Увидев меня на завалинке, мой Андрей так обрадовался, что неожиданным фальцетом запел:

Первым делом, первым делом самолеты, ну а девушки, а девушки – потом... Ну, как ты? Есть хочешь?

Да, есть я уже хотел: я просыпался к жизни - голодом.

А я для тебя кусочек сала выменял, сейчас принесу.

Андрей убежал и вскоре вынес мне порезанное на мелкие дольки свиное соленое сало и какие-то ярко-зеленые стебли, отдаленно похожие на молодой зеленый лук.

Что это? – удивленно спросил я.

Черемша, - ответил счастливый Андрей, - сибирский чеснок... Я тебя его отваром все время поил, поэтому ты и выжил. Ешь, Витька, от пуза лопай, потом поговорим.

А много ее, черемши? – встревожился я.

Много, - улыбнулся Андрей. – На всех хватит. В тайге она почти возле каждого ключика растет – так что не пропадем.

Я поел и рассказал про опера Тюнина. Андрей сразу нахмурился.

Он и меня совсем задергал, - оглядываясь, прошептал Андрей. – Все вербует в стукачи. А иначе, говорит, я тебя и Гросса в групповой саботаж вместе с Робертом повяжу. Вышку, паразит, обещает.

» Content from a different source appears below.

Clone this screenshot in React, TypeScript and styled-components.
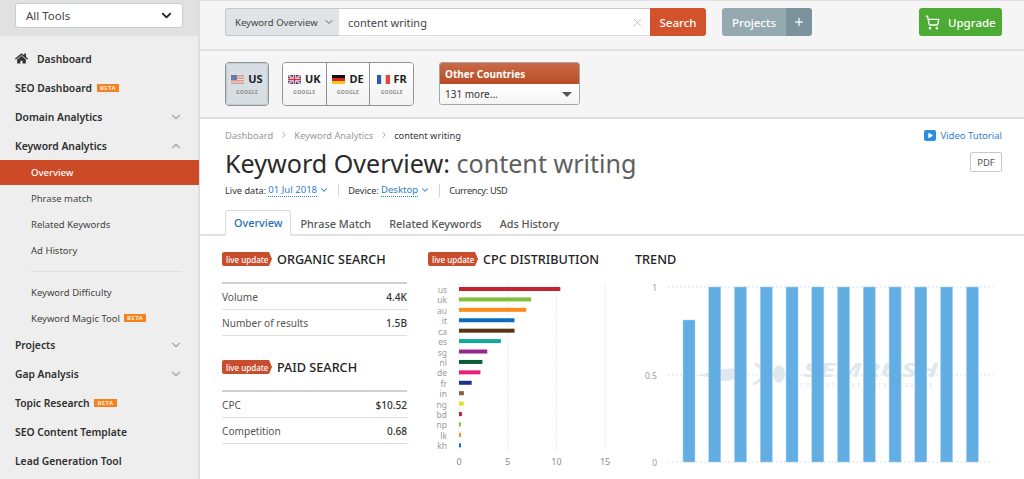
import React from "react";
import styled, { createGlobalStyle } from "styled-components";
import { FaHome, FaPlay } from "react-icons/fa";
import { ChevronDown, ChevronUp, ChevronRight, ShoppingCart, X, Plus } from "lucide-react";

const Global = createGlobalStyle`
  html, body { margin: 0; padding: 0; background: #fff; }
  body { font-family: "Noto Sans", "Open Sans", sans-serif; color: #333; }
  * { box-sizing: border-box; }
`;

const Page = styled.div`
  width: 1024px; height: 479px; overflow: hidden;
  display: grid; grid-template-columns: 200px 1fr;
`;
const Sidebar = styled.aside`
  background: #eeeeee; border-right: 2px solid #dedede;
  display: flex; flex-direction: column; height: 479px;
`;
const SideTop = styled.div`
  height: 36px; background: #e1e1e1; padding: 3px 15px 0 15px; flex: none;
`;
const ToolSelect = styled.div`
  height: 25px; background: #fff; border: 1px solid #c6ccd0; border-radius: 3px;
  display: flex; align-items: center; justify-content: space-between;
  padding: 0 8px 0 10px; font-size: 11.5px; color: #444;
`;
const Nav = styled.nav` padding-top: 8px; display: flex; flex-direction: column; `;
const NavLower = styled.div` margin-top: -1px; display: flex; flex-direction: column; `;
const TopItem = styled.div`
  height: 29px; padding: 0 15px; display: flex; align-items: center; gap: 4px;
  font-size: 10.3px; font-weight: 600; color: #2f2f2f; white-space: nowrap;
`;
const ChevronSlot = styled.span`
  margin-left: auto; display: flex; color: #a5a5a5;
`;
const HomeIcon = styled.span` display: flex; margin-right: 5px; color: #333; font-size: 13px; `;
const SubItem = styled.div<{ $active?: boolean }>`
  height: ${p => (p.$active ? 25 : 26)}px; padding: 0 0 0 31px; display: flex; align-items: center; gap: 3px;
  font-size: 9.5px; white-space: nowrap;
  margin-right: ${p => (p.$active ? "-1px" : "0")};
  background: ${p => (p.$active ? "#cc4a26" : "transparent")};
  color: ${p => (p.$active ? "#fff" : "#444")};
  font-weight: ${p => (p.$active ? 500 : 400)};
`;
const SideDivider = styled.div` height: 1px; background: #dedede; margin: 8px 16px 7px 31px; `;
const Beta = styled.span`
  background: #f5821f; color: #ffe9d2; font-size: 6px; font-weight: 700; letter-spacing: .4px;
  padding: 0 3px; line-height: 8px; height: 8px; display: inline-block; margin-left: 1px;
`;

const Main = styled.main` display: flex; flex-direction: column; min-width: 0; `;
const Header = styled.header`
  height: 51px; background: #f5f5f5; border-top: 1px solid #e2e2e2; border-bottom: 2px solid #dfdfdf;
  padding: 7px 22px 0 25px; display: flex; align-items: flex-start; flex: none;
`;
const SearchGroup = styled.div` display: flex; width: 481px; height: 28px; `;
const Scope = styled.div`
  width: 114px; background: #e0e4e7; border: 1px solid #c5c9cc; border-right: none; border-radius: 3px 0 0 3px;
  display: flex; align-items: center; gap: 5px; padding-left: 9px; font-size: 9.5px; color: #444; white-space: nowrap;
`;
const Query = styled.div`
  flex: 1; background: #fff; border-top: 1px solid #c9c9c9; border-bottom: 1px solid #dcdcdc;
  display: flex; align-items: center; justify-content: space-between; padding: 0 6px 0 9px; font-size: 11px; color: #444;
`;
const SearchButton = styled.div`
  width: 56px; background: #d2532b; color: #fff; font-size: 11.5px; font-weight: 500;
  border-radius: 0 3px 3px 0; display: flex; align-items: center; justify-content: center;
`;
const ProjectsGroup = styled.div`
  margin-left: 16px; width: 90px; height: 28px; display: flex; color: #fff; font-size: 11.5px; font-weight: 500;
  border-radius: 3px; overflow: hidden;
`;
const ProjectsLabel = styled.div` flex: 1; background: #95a9b1; display: flex; align-items: center; justify-content: center; `;
const ProjectsPlus = styled.div` width: 26px; background: #7c929c; display: flex; align-items: center; justify-content: center; `;
const Upgrade = styled.div`
  margin-left: auto; width: 83px; height: 28px; background: #4cab32; color: #fff; border-radius: 3px;
  display: flex; align-items: center; gap: 8px; padding-left: 6px; font-size: 11.5px; font-weight: 500;
`;

const CountryBar = styled.div`
  height: 68px; background: #f5f5f5; border-bottom: 2px solid #dfdfdf; flex: none;
  padding: 11px 0 0 25px; display: flex; align-items: flex-start;
`;
const CountryGroup = styled.div<{ $gap: number; $w: number }>`
  display: flex; margin-right: ${p => p.$gap}px; height: 44px; width: ${p => p.$w}px;
  border: 1px solid #8e9396; border-radius: 4px; overflow: hidden;
`;
const CountryCell = styled.div<{ $active?: boolean }>`
  flex: 1; display: flex; flex-direction: column; align-items: center; justify-content: center;
  background: ${p => (p.$active ? "#d7dee4" : "linear-gradient(#fff, #f2f2f2)")};
  & + & { border-left: 1px solid #8e9396; }
  ${p => p.$active && "box-shadow: inset 0 0 2px #8e9396;"}
`;
const CountryCode = styled.div`
  display: flex; align-items: center; gap: 4px; font-size: 11px; font-weight: 700; color: #222; line-height: 14px;
`;
const GoogleTag = styled.div` font-size: 5px; font-weight: 700; color: #8c8c8c; line-height: 8px; letter-spacing: .2px; margin-top: 2px; `;
const OtherBox = styled.div`
  width: 141px; height: 43px; border: 1px solid #a5a5a5; border-radius: 3px; overflow: hidden; background: #fff;
  display: flex; flex-direction: column;
`;
const OtherHead = styled.div`
  height: 21px; background: linear-gradient(#c96b48, #b84c24); color: #fff; font-size: 10px; font-weight: 700;
  padding-left: 5px; display: flex; align-items: center;
`;
const OtherBody = styled.div`
  flex: 1; display: flex; align-items: center; justify-content: space-between; padding: 0 6px 0 5px; font-size: 10px; color: #333;
  background: linear-gradient(#fff, #f4f4f4);
`;
const Caret = styled.span`
  width: 0; height: 0; border-left: 5px solid transparent; border-right: 5px solid transparent; border-top: 5px solid #555; margin-right: 1px;
`;

const Content = styled.section` padding: 0 22px 0 25px; flex: 1; position: relative; `;
const CrumbRow = styled.div` height: 32px; display: flex; align-items: center; justify-content: space-between; `;
const Crumbs = styled.div` display: flex; align-items: center; gap: 5.5px; font-size: 9.3px; color: #999; `;
const CrumbNow = styled.span` color: #333; `;
const VideoLink = styled.div` display: flex; align-items: center; gap: 4px; font-size: 9.5px; color: #2f80c8; `;
const VideoIcon = styled.span`
  width: 12px; height: 11px; background: #2e8ede; color: #fff; border-radius: 2px; font-size: 5px;
  display: flex; align-items: center; justify-content: center;
`;
const TitleRow = styled.div` display: flex; align-items: flex-start; justify-content: space-between; height: 27px; `;
const Title = styled.h1`
  margin: 0; font-size: 25.1px; line-height: 27px; font-weight: 400; color: #2b2b2b; white-space: nowrap; margin-top: -1px;
`;
const TitleQuery = styled.span` color: #5f5f5f; `;
const PdfButton = styled.div`
  width: 32px; height: 20px; border: 1px solid #c8c8c8; border-radius: 2px; font-size: 9.5px; color: #555;
  display: flex; align-items: center; justify-content: center; margin-top: 1px;
`;
const Meta = styled.div` height: 26px; display: flex; align-items: center; font-size: 9.2px; color: #333; margin-top: -1px; white-space: nowrap; `;
const MetaPart = styled.div`
  display: flex; align-items: center; gap: 2px; height: 13px;
  & + & { border-left: 1px solid #d5d5d5; margin-left: 9px; padding-left: 9px; }
`;
const CurrencyText = styled.span` letter-spacing: -.3px; `;
const MetaLink = styled.span` color: #2f80c8; border-bottom: 1px dotted #2f80c8; display: inline-flex; align-items: center; line-height: 12px; font-size: 9.6px; `;
const MetaChevron = styled.span` display: flex; color: #2f80c8; `;
const Tabs = styled.div`
  height: 33px; display: flex; align-items: flex-end; margin: 0 -22px 0 -25px; padding-left: 25px;
  border-bottom: 2px solid #e0e0e0; font-size: 10.85px; font-weight: 500; color: #555;
`;
const Tab = styled.div<{ $active?: boolean }>`
  height: 26px; padding: 0 ${p => (p.$active ? 8 : 9)}px; display: flex; align-items: center; white-space: nowrap;
  margin-bottom: -2px;
  ${p => p.$active && `
    color: #1f6fb5; background: #fff; border: 1px solid #dcdcdc; border-bottom: 2px solid #fff;
    border-radius: 3px 3px 0 0;
  `}
`;
const Columns = styled.div`
  display: grid; grid-template-columns: 185px 186px 1fr; column-gap: 21px; margin-left: -3px; padding-top: 15px;
`;
const HeadRow = styled.div` display: flex; align-items: center; gap: 5px; height: 16px; white-space: nowrap; `;
const LiveBadge = styled.span`
  position: relative; width: 47px; height: 14px; background: #c84d2c; color: #fff; font-size: 8px;
  border-radius: 2px 0 0 2px; display: flex; align-items: center; padding-left: 4px; margin-right: 3px; font-weight: 500;
  &::after {
    content: ""; position: absolute; left: 100%; top: 0; width: 0; height: 0;
    border-top: 7px solid transparent; border-bottom: 7px solid transparent; border-left: 3px solid #c84d2c;
  }
`;
const SectionTitle = styled.h2` margin: 0; font-size: 12.65px; line-height: 16px; font-weight: 500; color: #222; `;
const Stats = styled.div` margin-top: 15px; border-top: 2px solid #d0d0d0; `;
const StatRow = styled.div`
  height: 26px; display: flex; justify-content: space-between; align-items: center; font-size: 10.1px;
  border-bottom: 1px solid #dedede; color: #555;
`;
const StatValue = styled.span` color: #333; font-weight: 500; `;
const PaidHead = styled.div` margin-top: 23px; `;
const ChartBox = styled.div` margin-top: 13px; `;
const ChartSvg = styled.svg` display: block; overflow: visible; font-family: "Noto Sans", sans-serif; `;

const Flag = ({ c }: { c: "us" | "uk" | "de" | "fr" }) => (
  <svg width="13" height="9" viewBox="0 0 13 9">
    {c === "us" && (
      <>
        <rect width="13" height="9" fill="#d99a92" />
        <rect y="1.5" width="13" height="1" fill="#f0e0dc" />
        <rect y="4" width="13" height="1" fill="#f0e0dc" />
        <rect y="6.5" width="13" height="1" fill="#f0e0dc" />
        <rect width="6" height="5" fill="#6a7aa0" />
      </>
    )}
    {c === "uk" && (
      <>
        <rect width="13" height="9" fill="#3c4f96" />
        <path d="M0 0L13 9M13 0L0 9" stroke="#fff" strokeWidth="1.6" />
        <path d="M0 0L13 9M13 0L0 9" stroke="#d0313d" strokeWidth=".6" />
        <path d="M6.5 0V9M0 4.5H13" stroke="#fff" strokeWidth="2.6" />
        <path d="M6.5 0V9M0 4.5H13" stroke="#d0313d" strokeWidth="1.4" />
      </>
    )}
    {c === "de" && (
      <>
        <rect width="13" height="3" fill="#111" />
        <rect y="3" width="13" height="3" fill="#d8281e" />
        <rect y="6" width="13" height="3" fill="#f5c518" />
      </>
    )}
    {c === "fr" && (
      <>
        <rect width="4.4" height="9" fill="#2a5db0" />
        <rect x="4.4" width="4.3" height="9" fill="#f5f5f5" />
        <rect x="8.7" width="4.3" height="9" fill="#e2463f" />
      </>
    )}
  </svg>
);

const cpc: [string, number, string][] = [
  ["us", 10.4, "#c4242e"], ["uk", 7.4, "#80bf3a"], ["au", 6.9, "#ff8a1c"], ["it", 5.7, "#0c6dc0"],
  ["ca", 5.7, "#5b3513"], ["es", 4.3, "#10a898"], ["sg", 2.9, "#92278f"], ["nl", 2.4, "#0c5e32"],
  ["de", 2.2, "#ec1c7a"], ["fr", 1.3, "#1f2f8e"], ["in", 0.5, "#8a5c40"], ["ng", 0.5, "#dde229"],
  ["bd", 0.3, "#c8202a"], ["np", 0.2, "#80bf3a"], ["lk", 0.2, "#ff8a1c"], ["kh", 0.2, "#0c6dc0"],
];

const CpcChart = () => {
  const x0 = 31; const scale = 9.74; const top = 4;
  return (
    <ChartSvg width="200" height="190" viewBox="0 0 200 190">
      {[0, 5, 10, 15].map(t => (
        <g key={t}>
          <line x1={x0 + t * scale} x2={x0 + t * scale} y1={top} y2={172} stroke="#d7e6f0" strokeDasharray="1.5 1.5" />
          <text x={x0 + t * scale} y={185} fontSize="9" fill="#8a8a8a" textAnchor="middle">{t}</text>
        </g>
      ))}
      {cpc.map(([name, v, col], i) => {
        const cy = top + 5 + i * 10.42;
        return (
          <g key={name}>
            <text x={19} y={cy + 4} fontSize="8.5" fill="#9a9a9a" textAnchor="end">{name}</text>
            <rect x={x0} y={cy - 2} width={v * scale} height={4} fill={col} />
          </g>
        );
      })}
    </ChartSvg>
  );
};

const TrendChart = () => {
  const ys: [string, number][] = [["1", 7], ["0.5", 95], ["0", 182]];
  return (
    <ChartSvg width="365" height="190" viewBox="0 0 365 190">
      {ys.map(([l, y]) => (
        <g key={l}>
          <line x1={33} x2={358} y1={y} y2={y} stroke="#d5e3ec" strokeDasharray="2 2" />
          <text x={22} y={y + 3.5} fontSize="8.5" fill="#9a9a9a" textAnchor="end">{l}</text>
        </g>
      ))}
      <g fill="#e0e8ee">
        <ellipse cx="144" cy="94" rx="6" ry="9" />
        <path d="M62 96 C80 90 95 86 110 90 C104 98 92 104 84 100 C78 97 70 96 62 96Z" />
        <path d="M120 84 C130 88 130 100 118 104" fill="none" stroke="#e0e8ee" strokeWidth="3" />
        <text x="168" y="97" fontSize="19" fontWeight="700" fontStyle="italic" textLength="135" lengthAdjust="spacingAndGlyphs">SEMRUSH</text>
        <text x="165" y="107" fontSize="5.5" textLength="132">COMPETITIVE INTELLIGENCE</text>
      </g>
      {Array.from({ length: 12 }).map((_, i) => {
        const h = i === 0 ? 142 : 175;
        return <rect key={i} x={48 + i * 25.76} y={182 - h} width={12} height={h} fill="#62aee2" stroke="#a8d2ef" strokeWidth=".5" />;
      })}
    </ChartSvg>
  );
};

const Chevron = () => (
  <ChevronSlot><ChevronDown size={14} strokeWidth={2} /></ChevronSlot>
);

export default function App() {
  return (
    <Page>
      <Global />
      <Sidebar>
        <SideTop>
          <ToolSelect>All Tools <ChevronDown size={15} strokeWidth={3} color="#222" /></ToolSelect>
        </SideTop>
        <Nav>
          <TopItem><HomeIcon><FaHome /></HomeIcon>Dashboard</TopItem>
          <TopItem>SEO Dashboard <Beta>BETA</Beta></TopItem>
          <TopItem>Domain Analytics<Chevron /></TopItem>
          <TopItem>Keyword Analytics<ChevronSlot><ChevronUp size={14} strokeWidth={2} /></ChevronSlot></TopItem>
          <SubItem $active>Overview</SubItem>
          <SubItem>Phrase match</SubItem>
          <SubItem>Related Keywords</SubItem>
          <SubItem>Ad History</SubItem>
          <SideDivider />
          <SubItem>Keyword Difficulty</SubItem>
          <SubItem>Keyword Magic Tool <Beta>BETA</Beta></SubItem>
          <NavLower>
            <TopItem>Projects<Chevron /></TopItem>
            <TopItem>Gap Analysis<Chevron /></TopItem>
            <TopItem>Topic Research <Beta>BETA</Beta></TopItem>
            <TopItem>SEO Content Template</TopItem>
            <TopItem>Lead Generation Tool</TopItem>
          </NavLower>
        </Nav>
      </Sidebar>
      <Main>
        <Header>
          <SearchGroup>
            <Scope>Keyword Overview <ChevronDown size={12} strokeWidth={2} color="#666" /></Scope>
            <Query>content writing <X size={13} color="#bdbdbd" strokeWidth={1.6} /></Query>
            <SearchButton>Search</SearchButton>
          </SearchGroup>
          <ProjectsGroup>
            <ProjectsLabel>Projects</ProjectsLabel>
            <ProjectsPlus><Plus size={12} strokeWidth={2.5} /></ProjectsPlus>
          </ProjectsGroup>
          <Upgrade><ShoppingCart size={15} strokeWidth={2.2} />Upgrade</Upgrade>
        </Header>
        <CountryBar>
          <CountryGroup $gap={13} $w={44}>
            <CountryCell $active>
              <CountryCode><Flag c="us" />US</CountryCode>
              <GoogleTag>GOOGLE</GoogleTag>
            </CountryCell>
          </CountryGroup>
          <CountryGroup $gap={25} $w={132}>
            <CountryCell><CountryCode><Flag c="uk" />UK</CountryCode><GoogleTag>GOOGLE</GoogleTag></CountryCell>
            <CountryCell><CountryCode><Flag c="de" />DE</CountryCode><GoogleTag>GOOGLE</GoogleTag></CountryCell>
            <CountryCell><CountryCode><Flag c="fr" />FR</CountryCode><GoogleTag>GOOGLE</GoogleTag></CountryCell>
          </CountryGroup>
          <OtherBox>
            <OtherHead>Other Countries</OtherHead>
            <OtherBody>131 more... <Caret /></OtherBody>
          </OtherBox>
        </CountryBar>
        <Content>
          <CrumbRow>
            <Crumbs>
              <span>Dashboard</span><ChevronRight size={10} />
              <span>Keyword Analytics</span><ChevronRight size={10} />
              <CrumbNow>content writing</CrumbNow>
            </Crumbs>
            <VideoLink><VideoIcon><FaPlay /></VideoIcon>Video Tutorial</VideoLink>
          </CrumbRow>
          <TitleRow>
            <Title>Keyword Overview: <TitleQuery>content writing</TitleQuery></Title>
            <PdfButton>PDF</PdfButton>
          </TitleRow>
          <Meta>
            <MetaPart>Live data: <MetaLink>01 Jul 2018</MetaLink><MetaChevron><ChevronDown size={10} strokeWidth={2.5} /></MetaChevron></MetaPart>
            <MetaPart>Device: <MetaLink>Desktop</MetaLink><MetaChevron><ChevronDown size={10} strokeWidth={2.5} /></MetaChevron></MetaPart>
            <MetaPart><CurrencyText>Currency: USD</CurrencyText></MetaPart>
          </Meta>
          <Tabs>
            <Tab $active>Overview</Tab>
            <Tab>Phrase Match</Tab>
            <Tab>Related Keywords</Tab>
            <Tab>Ads History</Tab>
          </Tabs>
          <Columns>
            <div>
              <HeadRow><LiveBadge>live update</LiveBadge><SectionTitle>ORGANIC SEARCH</SectionTitle></HeadRow>
              <Stats>
                <StatRow>Volume<StatValue>4.4K</StatValue></StatRow>
                <StatRow>Number of results<StatValue>1.5B</StatValue></StatRow>
              </Stats>
              <PaidHead>
                <HeadRow><LiveBadge>live update</LiveBadge><SectionTitle>PAID SEARCH</SectionTitle></HeadRow>
              </PaidHead>
              <Stats>
                <StatRow>CPC<StatValue>$10.52</StatValue></StatRow>
                <StatRow>Competition<StatValue>0.68</StatValue></StatRow>
              </Stats>
            </div>
            <div>
              <HeadRow><LiveBadge>live update</LiveBadge><SectionTitle>CPC DISTRIBUTION</SectionTitle></HeadRow>
              <ChartBox><CpcChart /></ChartBox>
            </div>
            <div>
              <HeadRow><SectionTitle>TREND</SectionTitle></HeadRow>
              <ChartBox><TrendChart /></ChartBox>
            </div>
          </Columns>
        </Content>
      </Main>
    </Page>
  );
}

Будь он проклят, этот опер! – Андрей опять испуганно заозирался. – И носит же земля таких...

А где Курт? – тихо спросил я.

Курт теперь заведует клубом, - Андрей опустил глаза. – Он получает хорошую пайку, а по ночам ходит к оперу... Давай не будем пока об этом – тебе надо поскорее окрепнуть. Доедай сибирский чеснок – он тебе жизнь спас...

Вот так оно и было в той жизни: друг мог предать тебя и тем самым убить, а обыкновенная трава, взросшая между двумя камнями, под звонкий распев таежного ключа, могла спасти тебе жизнь и – спасала...

Мы мирно сидели на завалинке и жевали сибирский чеснок. И море тайги, сомкнувшись над нашими головами, уже не было нам чужим.